The AMA recently provided a submission to an inquiry into the Bill, highlighting the essential role that privacy and confidentiality plays in supporting the doctor-patient relationship and optimising patient care. The submission emphasised that when patients trust doctors and the wider health care system to protect their personal information, they are more confident in disclosing personal, and often sensitive, details required by doctors to make an accurate assessment of patients’ health care needs. Without full disclosure, the doctor’s ability to make an accurate diagnosis or treatment plan is seriously undermined and patient care compromised.
Should patients feel their personal information will not be appropriately protected, they may either not attend a doctor or may limit or falsify the personal information they provide to their doctor, potentially resulting in serious consequences for their health care.
The AMA’s submission also highlighted the following:
- patients’ right to privacy and confidentiality is not absolute. There may be exceptions, such as in a medical emergency or where permitted or required by law. Where a doctor is permitted or compelled to disclose a patient’s personal information without consent, this must overwhelmingly serve the public interest;
- there should not be an undue administrative burden placed on medical practices when complying with any changes to privacy legislation;
- any changes to the legislation should be accompanied by draft explanatory guidelines for doctors and other health care providers; and
- a community awareness campaign should also accompany any changes to privacy legislation in relation to health information so that patients, carers and others understand their rights and obligations under the new law.

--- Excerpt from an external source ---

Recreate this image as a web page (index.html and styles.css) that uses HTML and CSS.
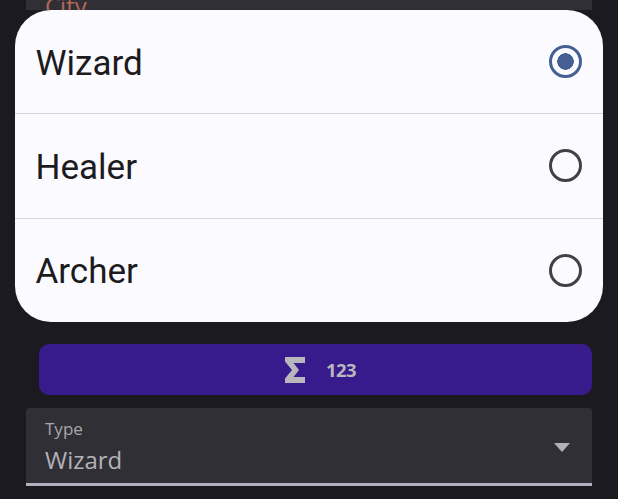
FILE: index.html
```html
<!DOCTYPE html>
<html lang="en">
<head>
  <meta charset="UTF-8">
  <meta name="viewport" content="width=device-width">
  <title>Type</title>
  <link rel="stylesheet" href="styles.css">
</head>
<body>
  <main class="page">
    <div class="field field-city">
      <span class="city-label">City</span>
    </div>
    <button class="calc" type="button">
      <svg class="sigma" viewBox="0 0 20 26" width="20" height="26" aria-hidden="true">
        <path d="M0 0H20V6H8.5L14 13L8.5 20H20V26H0V21.5L7 13L0 4.5Z" fill="#b9b7bd"/>
      </svg>
      <span>123</span>
    </button>
    <div class="field field-select">
      <div class="select-text">
        <span class="select-label">Type</span>
        <span class="select-value">Wizard</span>
      </div>
      <span class="arrow"></span>
    </div>
  </main>

  <form class="dialog">
    <label class="option">
      <span>Wizard</span>
      <input type="radio" name="type" checked>
    </label>
    <label class="option">
      <span>Healer</span>
      <input type="radio" name="type">
    </label>
    <label class="option">
      <span>Archer</span>
      <input type="radio" name="type">
    </label>
  </form>
</body>
</html>
```

FILE: styles.css
```css
body {
  margin: 0;
  height: 499px;
  overflow: hidden;
  background: #1a1a20;
  font-family: "Open Sans", sans-serif;
}
.page {
  display: flex;
  flex-direction: column;
  padding: 0 26px;
}
.field {
  background: #2f2f35;
}
.field-city {
  height: 10px;
  overflow: hidden;
}
.city-label {
  display: block;
  margin: -6px 0 0 19px;
  font-size: 24px;
  line-height: 24px;
  color: #b5675a;
}
.calc {
  display: flex;
  align-items: center;
  justify-content: center;
  gap: 21px;
  height: 51px;
  width: 553px;
  margin: 334px 0 0 13px;
  padding: 0 0 0 10px;
  border: 0;
  border-radius: 10px;
  background: #371b8c;
  color: #b9b7bd;
  font-family: "Open Sans", sans-serif;
  font-size: 18.5px;
  font-weight: 700;
  letter-spacing: -0.5px;
}
.field-select {
  display: flex;
  align-items: center;
  justify-content: space-between;
  height: 75px;
  margin-top: 13px;
  padding: 0 22px 0 19px;
  border-bottom: 3px solid #b3b0bd;
  border-radius: 4px 4px 0 0;
}
.select-text {
  display: flex;
  flex-direction: column;
  margin-top: 3px;
}
.select-label {
  margin-bottom: 4px;
  font-size: 17px;
  line-height: 21px;
  color: #a9a7ae;
}
.select-value {
  font-size: 24px;
  line-height: 33px;
  color: #b4b2b8;
}
.arrow {
  width: 0;
  height: 0;
  margin-top: 3px;
  border-left: 8px solid transparent;
  border-right: 8px solid transparent;
  border-top: 9px solid #b3b1b7;
}
.dialog {
  position: absolute;
  top: 10px;
  left: 15px;
  width: 588px;
  height: 312px;
  border-radius: 36px;
  background: #fbfaff;
  overflow: hidden;
  display: flex;
  flex-direction: column;
}
.option {
  flex: 1;
  display: flex;
  align-items: center;
  justify-content: space-between;
  padding: 0 21px;
  font-family: Roboto, sans-serif;
  font-size: 35px;
  color: #1b1b20;
}
.option span {
  margin: 3px 0 0 -0.5px;
}
.option + .option {
  border-top: 1px solid #d6d5d9;
}
.option input {
  appearance: none;
  width: 33px;
  height: 33px;
  margin: 0;
  border: 3px solid #404046;
  border-radius: 50%;
}
.option input:checked {
  border-color: #445f92;
  background: radial-gradient(circle, #445f92 0 8px, transparent 8.5px);
}
```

Reforming and updating privacy legislation is a huge task. In particular, ensuring any changes to the legislation stay relevant with the rapidly changing world of information technology is no small feat.
As the reforms develop, the AMA will lobby to ensure legislative changes do not inadvertently undermine the doctor-patient relationship, compromise patient care or add an unnecessary burden to doctors’ administrative duties.
We will continue to keep members informed about privacy legislation reforms and the impact they will have on your practice.